● **Your objective**
Every line of the material is to be quoted verbatim, minus the pictures.

━━━━━ Collected material ━━━━━

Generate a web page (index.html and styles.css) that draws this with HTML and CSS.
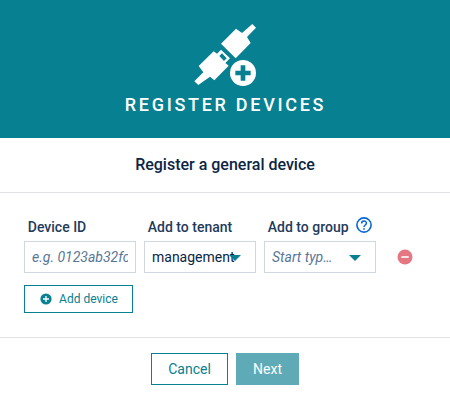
FILE: index.html
```html
<!DOCTYPE html>
<html lang="en">
<head>
<meta charset="utf-8">
<title>Register devices</title>
<link rel="stylesheet" href="styles.css">
</head>
<body>
<main class="dialog">
  <header class="banner">
    <svg class="banner-icon" viewBox="0 0 270 240" fill="#fff" aria-hidden="true">
      <path d="M217 27 228 38 201 66 212 84 167 130 123 86 168 41 186 54Z"/>
      <path fill-rule="evenodd" d="M123 104 150 130 136 144 146 152 103 196 90 185 55 210 43 199 70 172 56 153 101 109 111 116ZM126 115 118 123 132 138 140 130Z"/>
      <circle cx="189" cy="174" r="39"/>
      <path fill="#078091" d="M182 151H196V167H212V181H196V197H182V181H166V167H182Z"/>
    </svg>
    <h1 class="banner-title">REGISTER DEVICES</h1>
  </header>
  <h2 class="subtitle">Register a general device</h2>
  <section class="content">
    <div class="row">
      <div class="field">
        <span class="label">Device ID</span>
        <div class="control"><span class="value hint">e.g. 0123ab32fcd</span></div>
      </div>
      <div class="field">
        <span class="label">Add to tenant</span>
        <div class="control select"><span class="value overflow">management</span>
          <svg class="arrow" viewBox="0 0 12 6"><path d="M0 0H12L6 6Z"/></svg></div>
      </div>
      <div class="field">
        <span class="label">Add to group
          <svg class="help" viewBox="0 0 16 16" fill="none" stroke="#0668d4"><circle cx="8" cy="8" r="7.1" stroke-width="1.6"/><path d="M5.6 6.4C5.6 3.2 10.4 3.2 10.4 6.2C10.4 8 8 8 8 10" stroke-width="1.5"/><path d="M8 11.2V12.7" stroke-width="1.6"/></svg></span>
        <div class="control select"><span class="value hint">Start typ…</span>
          <svg class="arrow" viewBox="0 0 12 6"><path d="M0 0H12L6 6Z"/></svg></div>
      </div>
      <svg class="remove" viewBox="0 0 16 16"><circle cx="8" cy="8" r="7.5" fill="#e57782"/><path d="M4.3 8H11.7" stroke="#fff" stroke-width="1.6"/></svg>
    </div>
    <button class="button add"><svg class="plus" viewBox="0 0 12 12"><circle cx="6" cy="6" r="5.6" fill="#078091"/><path d="M3 6H9M6 3V9" stroke="#fff" stroke-width="1.3"/></svg>Add device</button>
  </section>
  <footer class="footer">
    <button class="button cancel">Cancel</button>
    <button class="button next" disabled>Next</button>
  </footer>
</main>
</body>
</html>
```
FILE: styles.css
```css
* { box-sizing: border-box; }
body {
  margin: 0;
  background: #fff;
  color: #0b2545;
  font-family: Roboto, "Liberation Sans", sans-serif;
  font-size: 14px;
}
.dialog { height: 400px; overflow: hidden; }
.banner {
  display: flex;
  flex-direction: column;
  align-items: center;
  height: 138px;
  padding-top: 15px;
  background: #078091;
  color: #fff;
}
.banner-icon { width: 90px; height: 80px; flex: none; }
.banner-title {
  margin: 0 0 0 1px;
  font-size: 18px;
  line-height: 20px;
  font-weight: 500;
  letter-spacing: 2.7px;
}
.subtitle {
  margin: 0;
  height: 55px;
  border-bottom: 1px solid #dfe1e5;
  text-align: center;
  font-size: 16px;
  font-weight: 500;
  line-height: 53px;
}
.content {
  height: 145px;
  padding: 24px 24px 0;
  border-bottom: 1px solid #dfe1e5;
}
.row { display: flex; align-items: flex-end; gap: 8px; }
.field { width: 112px; }
.label {
  display: flex;
  align-items: center;
  height: 24px;
  padding: 0 0 4px 3.8px;
  color: #1f3b5c;
  font-weight: 500;
  line-height: 20px;
  white-space: nowrap;
}
.help { width: 16px; height: 16px; margin: -4px 0 0 7.5px; flex: none; }
.control {
  display: flex;
  align-items: center;
  height: 32px;
  padding: 0 7px;
  border: 1px solid #d0d7e0;
}
.value {
  flex: 1;
  min-width: 0;
  overflow: hidden;
  white-space: nowrap;
}
.overflow { overflow: visible; }
.hint { color: #587797; font-style: italic; }
.arrow {
  width: 12px;
  height: 6px;
  margin: 2px 7px 0 0;
  flex: none;
  fill: #078091;
}
.remove { width: 16px; height: 16px; margin: 0 0 8px 13px; }
.button {
  display: inline-flex;
  align-items: center;
  justify-content: center;
  height: 32px;
  padding: 0;
  border: 1px solid #078091;
  background: #fff;
  color: #078091;
  font-family: inherit;
  font-size: 14px;
}
.add { width: 109px; height: 28px; margin-top: 12px; font-size: 12px; }
.plus { width: 12px; height: 12px; margin: 0 7px 0 1px; }
.footer { display: flex; justify-content: center; gap: 8px; padding-top: 15px; }
.cancel { width: 77px; }
.next { width: 63px; border-color: #5eabb7; background: #5eabb7; color: #fff; }
```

━━━━━

● **Solved problem**
Generate a web page (index.html and styles.css) that draws this with HTML and CSS.
FILE: index.html
```html
<!DOCTYPE html>
<html lang="en">
<head>
<meta charset="utf-8">
<title>Register devices</title>
<link rel="stylesheet" href="styles.css">
</head>
<body>
<main class="dialog">
  <header class="banner">
    <svg class="banner-icon" viewBox="0 0 270 240" fill="#fff" aria-hidden="true">
      <path d="M217 27 228 38 201 66 212 84 167 130 123 86 168 41 186 54Z"/>
      <path fill-rule="evenodd" d="M123 104 150 130 136 144 146 152 103 196 90 185 55 210 43 199 70 172 56 153 101 109 111 116ZM126 115 118 123 132 138 140 130Z"/>
      <circle cx="189" cy="174" r="39"/>
      <path fill="#078091" d="M182 151H196V167H212V181H196V197H182V181H166V167H182Z"/>
    </svg>
    <h1 class="banner-title">REGISTER DEVICES</h1>
  </header>
  <h2 class="subtitle">Register a general device</h2>
  <section class="content">
    <div class="row">
      <div class="field">
        <span class="label">Device ID</span>
        <div class="control"><span class="value hint">e.g. 0123ab32fcd</span></div>
      </div>
      <div class="field">
        <span class="label">Add to tenant</span>
        <div class="control select"><span class="value overflow">management</span>
          <svg class="arrow" viewBox="0 0 12 6"><path d="M0 0H12L6 6Z"/></svg></div>
      </div>
      <div class="field">
        <span class="label">Add to group
          <svg class="help" viewBox="0 0 16 16" fill="none" stroke="#0668d4"><circle cx="8" cy="8" r="7.1" stroke-width="1.6"/><path d="M5.6 6.4C5.6 3.2 10.4 3.2 10.4 6.2C10.4 8 8 8 8 10" stroke-width="1.5"/><path d="M8 11.2V12.7" stroke-width="1.6"/></svg></span>
        <div class="control select"><span class="value hint">Start typ…</span>
          <svg class="arrow" viewBox="0 0 12 6"><path d="M0 0H12L6 6Z"/></svg></div>
      </div>
      <svg class="remove" viewBox="0 0 16 16"><circle cx="8" cy="8" r="7.5" fill="#e57782"/><path d="M4.3 8H11.7" stroke="#fff" stroke-width="1.6"/></svg>
    </div>
    <button class="button add"><svg class="plus" viewBox="0 0 12 12"><circle cx="6" cy="6" r="5.6" fill="#078091"/><path d="M3 6H9M6 3V9" stroke="#fff" stroke-width="1.3"/></svg>Add device</button>
  </section>
  <footer class="footer">
    <button class="button cancel">Cancel</button>
    <button class="button next" disabled>Next</button>
  </footer>
</main>
</body>
</html>
```
FILE: styles.css
```css
* { box-sizing: border-box; }
body {
  margin: 0;
  background: #fff;
  color: #0b2545;
  font-family: Roboto, "Liberation Sans", sans-serif;
  font-size: 14px;
}
.dialog { height: 400px; overflow: hidden; }
.banner {
  display: flex;
  flex-direction: column;
  align-items: center;
  height: 138px;
  padding-top: 15px;
  background: #078091;
  color: #fff;
}
.banner-icon { width: 90px; height: 80px; flex: none; }
.banner-title {
  margin: 0 0 0 1px;
  font-size: 18px;
  line-height: 20px;
  font-weight: 500;
  letter-spacing: 2.7px;
}
.subtitle {
  margin: 0;
  height: 55px;
  border-bottom: 1px solid #dfe1e5;
  text-align: center;
  font-size: 16px;
  font-weight: 500;
  line-height: 53px;
}
.content {
  height: 145px;
  padding: 24px 24px 0;
  border-bottom: 1px solid #dfe1e5;
}
.row { display: flex; align-items: flex-end; gap: 8px; }
.field { width: 112px; }
.label {
  display: flex;
  align-items: center;
  height: 24px;
  padding: 0 0 4px 3.8px;
  color: #1f3b5c;
  font-weight: 500;
  line-height: 20px;
  white-space: nowrap;
}
.help { width: 16px; height: 16px; margin: -4px 0 0 7.5px; flex: none; }
.control {
  display: flex;
  align-items: center;
  height: 32px;
  padding: 0 7px;
  border: 1px solid #d0d7e0;
}
.value {
  flex: 1;
  min-width: 0;
  overflow: hidden;
  white-space: nowrap;
}
.overflow { overflow: visible; }
.hint { color: #587797; font-style: italic; }
.arrow {
  width: 12px;
  height: 6px;
  margin: 2px 7px 0 0;
  flex: none;
  fill: #078091;
}
.remove { width: 16px; height: 16px; margin: 0 0 8px 13px; }
.button {
  display: inline-flex;
  align-items: center;
  justify-content: center;
  height: 32px;
  padding: 0;
  border: 1px solid #078091;
  background: #fff;
  color: #078091;
  font-family: inherit;
  font-size: 14px;
}
.add { width: 109px; height: 28px; margin-top: 12px; font-size: 12px; }
.plus { width: 12px; height: 12px; margin: 0 7px 0 1px; }
.footer { display: flex; justify-content: center; gap: 8px; padding-top: 15px; }
.cancel { width: 77px; }
.next { width: 63px; border-color: #5eabb7; background: #5eabb7; color: #fff; }
```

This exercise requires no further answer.